When we got on the plane, we were going to a great place and one that was really remote – Bhutan. One side of the plane had Everest out the window and one side did not. We flew into the most beautiful airport. It was new and had painting and woodcarving all over it in Bhutanese style. We met, Chorten, who would be our guide for 8 days. He wore a skirt and a shirt with a huge triangular pocket and knee socks to keep him warm. He welcomed us and gave each one of us a silk scarf and said “Kuzuzampola”, which means Greetings! The first thing we noticed were the prayer flags. Chorten told us they were put on bridges and high places on cypress trees. The writing on them was a mix of Tibetan and Bhutanese and there was a dragon-like dog that was printed in the middle of them. The prayers are called mantras and the flags are made out of cotton. When they blow in the wind, the threads unravel and send the prayers blowing in the wind up to the sky.
After we drove thru the small town named Paro, we ate in a really good restaurant that had really good cheese dumplings. It is a small town like Newtonville but is the second largest town of the country. After we got to our hotel, we drove to an old fort. The fort was built to keep the Tibetans out. From our hotel, we would look out at the Himalayas. It was like the National Geographic pictures that you see. The mountains are so high up that you mistake them for clouds. Then you see a lot of evergreen forests and down below, little small houses. The farmland from above looked like green waves per Katie and 3-D squares per Alex and little homes for rice per Ben.
Alex says, ” We went on a hike to the Tiger’s Nest which is a monastery that was partly destroyed by fire. It is called this because we had to climb up for 2 hours and we only got to the halfway point, which is a cafeteria for tourists to eat and a viewpoint to see a sheer rock cliff. I could not believe that they were able to build it so high. It was a great hike.”
Ben remembers, “There was a house in the middle of a waterfall.”
Per Katie “We were walking down and we saw somebody taking a ‘stone bath’. It is outside and you tie blankets around it on sticks so noone could see. The water came from a stream and a cement tub was built to catch the water. Stones were warmed up in a fire next to the tub and put in to make a nice warm bath.”
The next day we drove to Thimpu, the capital of Bhutan. We saw cliffs, and boulders and a river. The river water was mainly dark blue and green. We passed the fork of two rivers called a ‘confluence’ and we saw 3 stupas – holy shrines. One was Bhutanese, one was Tibetan and one was Nepalese When we got to Thimpu we went to handicraft stores.

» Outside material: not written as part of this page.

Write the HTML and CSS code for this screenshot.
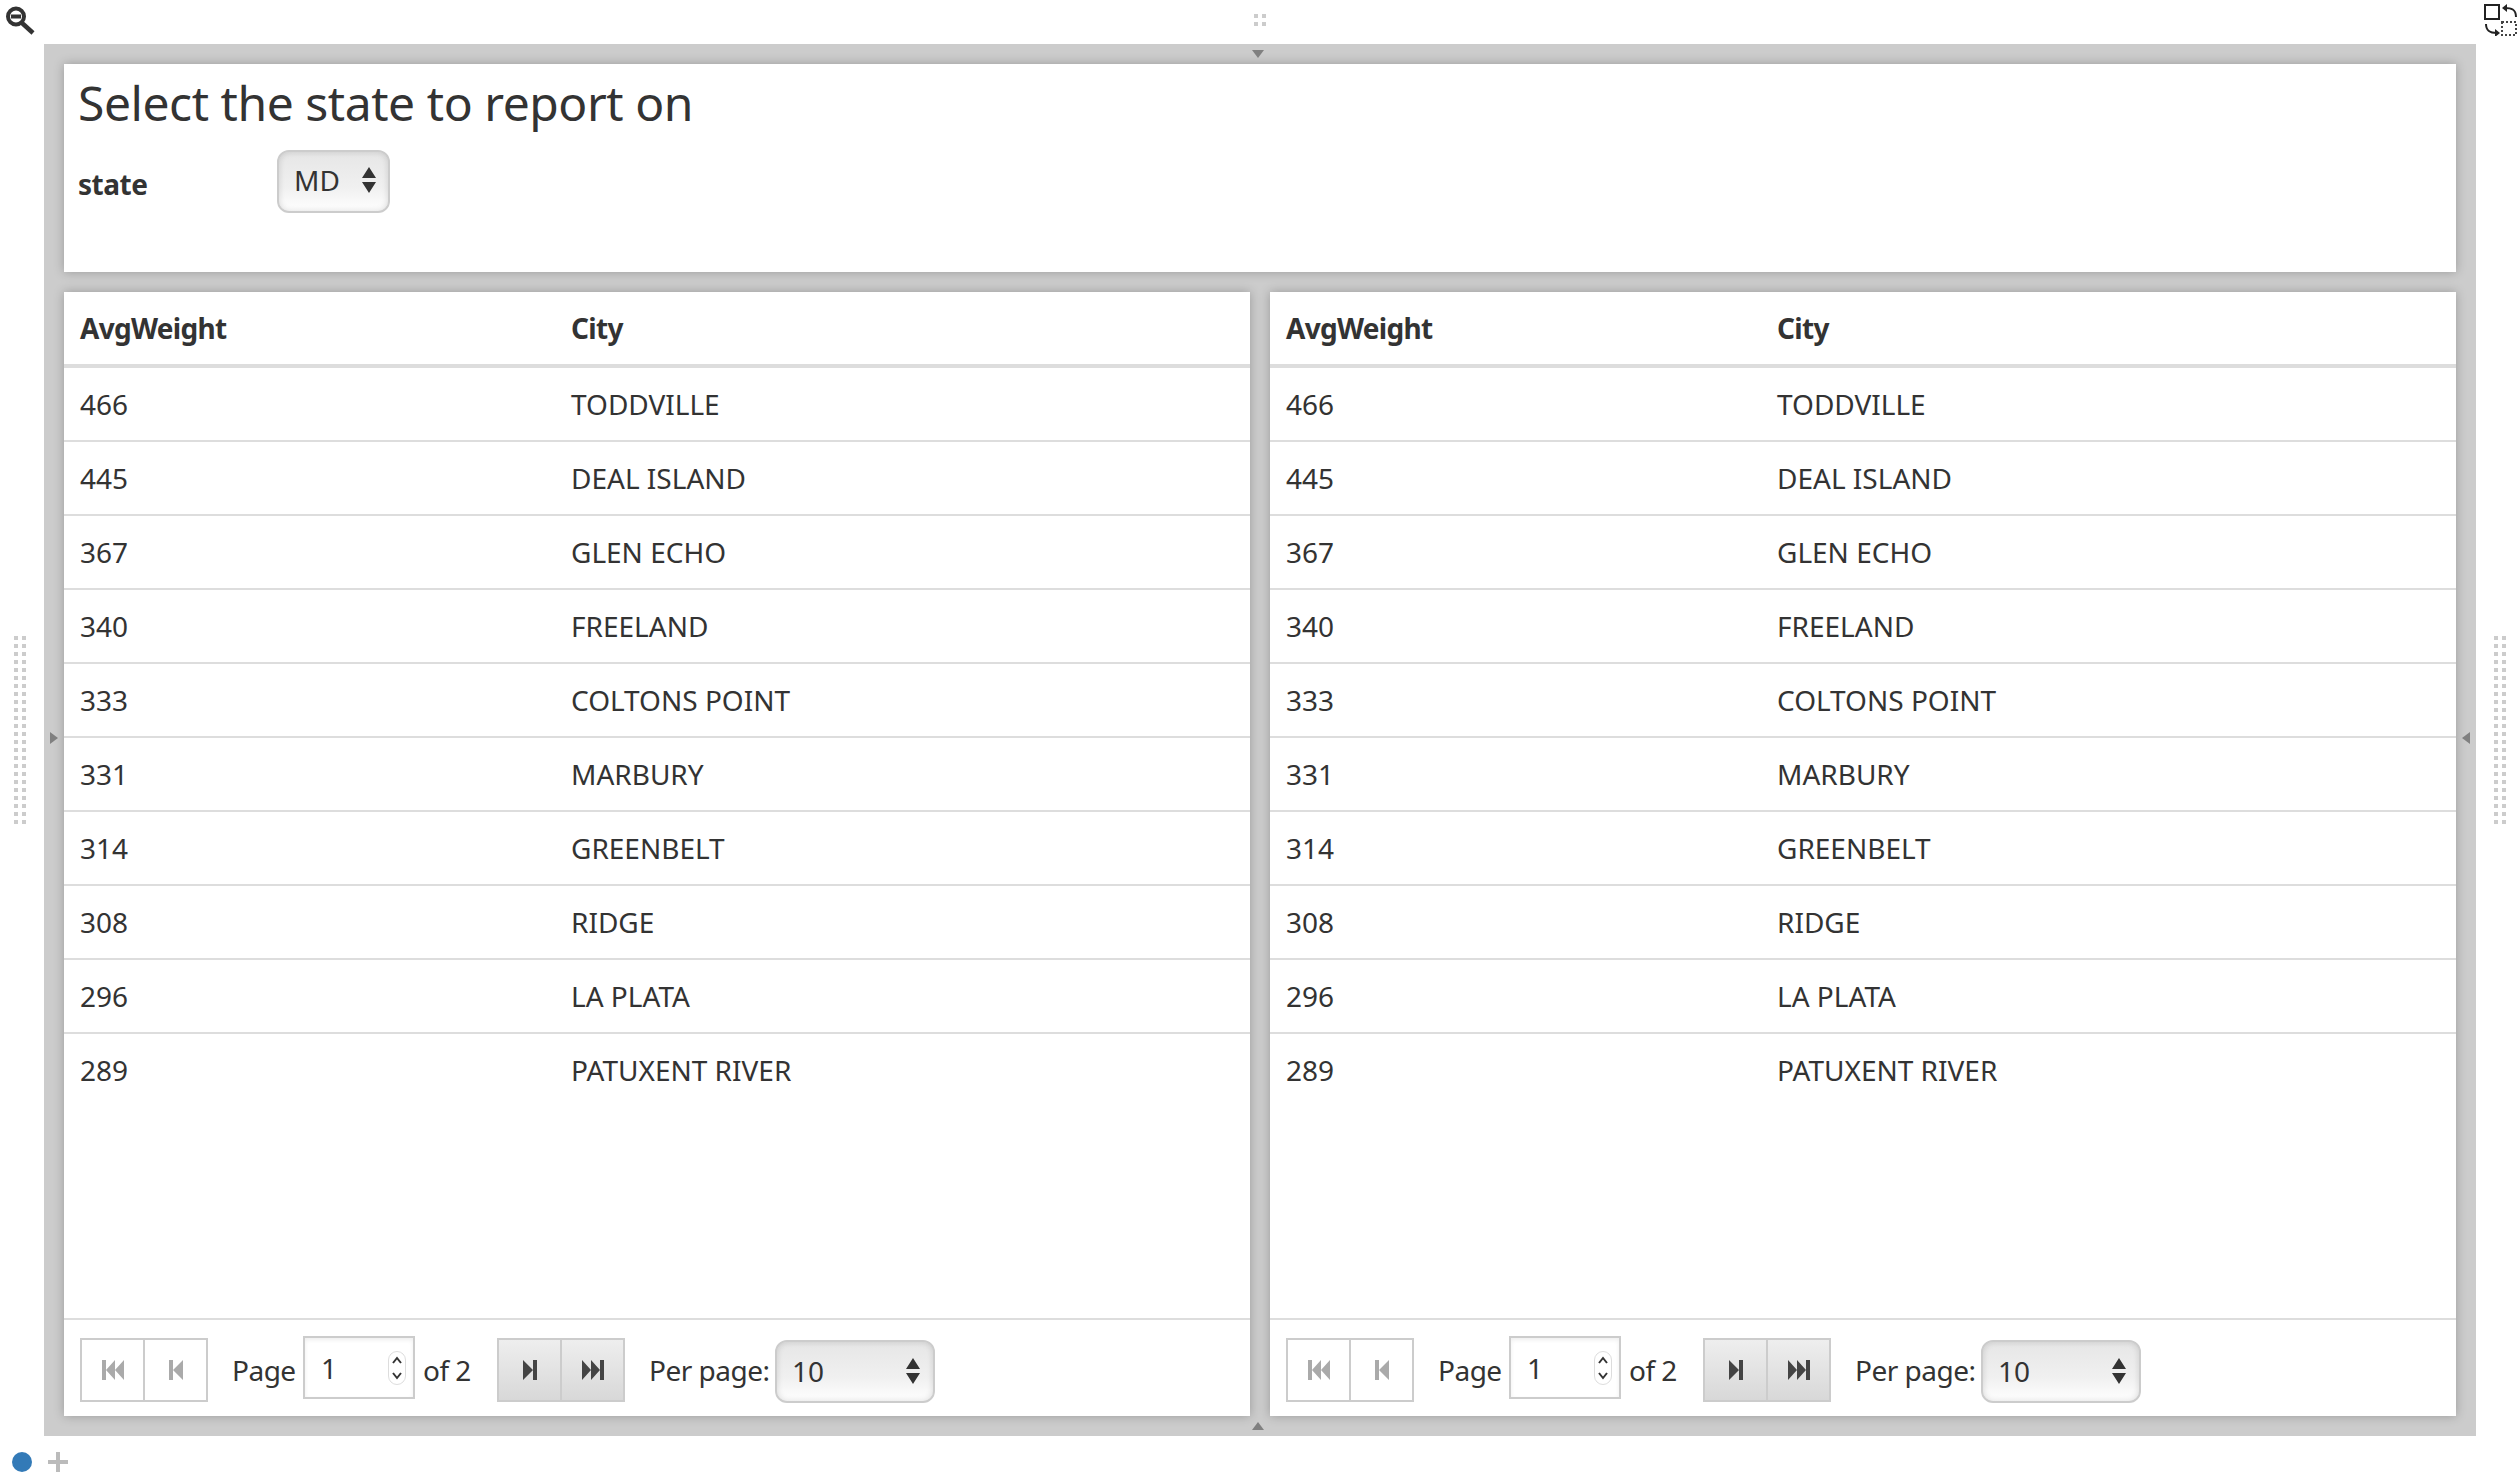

Per Katie “In Thimpu I bought a big monkey mask and a bamboo box that was painted on. That is what I liked the most in Thimpu.”
This is what Alex liked the most. “I liked going to a bookstore. I bought some classics there.”
The next day we went to Punakha, which is where our guide was born and saw an archery contest. Archery is the national sport of Bhutan. The target was 150 meters away but Chorten got a bull’s eye. He was very good. We also went to a very big temple there.
“I loved Punakha. That was my favorite place in Bhutan” – Alex, Katie and Ben
Katie’s Essay on Bhutan
“I saw snow for the first time this year in Bhutan. I climbed up to 12000 feet from 8000 feet. I got bad altitude sickness.
On the flight back to Kathmandu I saw Mt. Everest from our plane through the pilot’s front window. It was cool to see the cockpit. But the bad thing about that flight was we woke up at 5AM and our flight did not leave until 9. It was supposed to leave at 7.
Two days before that we got up at 2:45 am to see something amazing. There was a big 100 feet wide and 100 feet tall silk tapestry that had 10 Buddhas sewn on it. Alex and Ben went back to the car at 4AM to sleep but I stayed with my mom and dad. There was a full moon and we saw the moon set and that was the coldest part of the morning.
They had really good cheese dumplings all over Bhutan. We saw a really good archery contest and our guide won the archery contest. They have to shoot their arrows 150 meters. The bows were really modern but the targets are wood with paint on them. Our guide hit the bulls-eye and he stuck it so far in that he had to get a knife to take it out. We had ‘butter tea’ that tasted bad but all Bhutanese drink it and we had really good crackers.
I played with Samba [our driver] every day. Chorten ate a lot of chili peppers. We teached Samba Back Street Boys.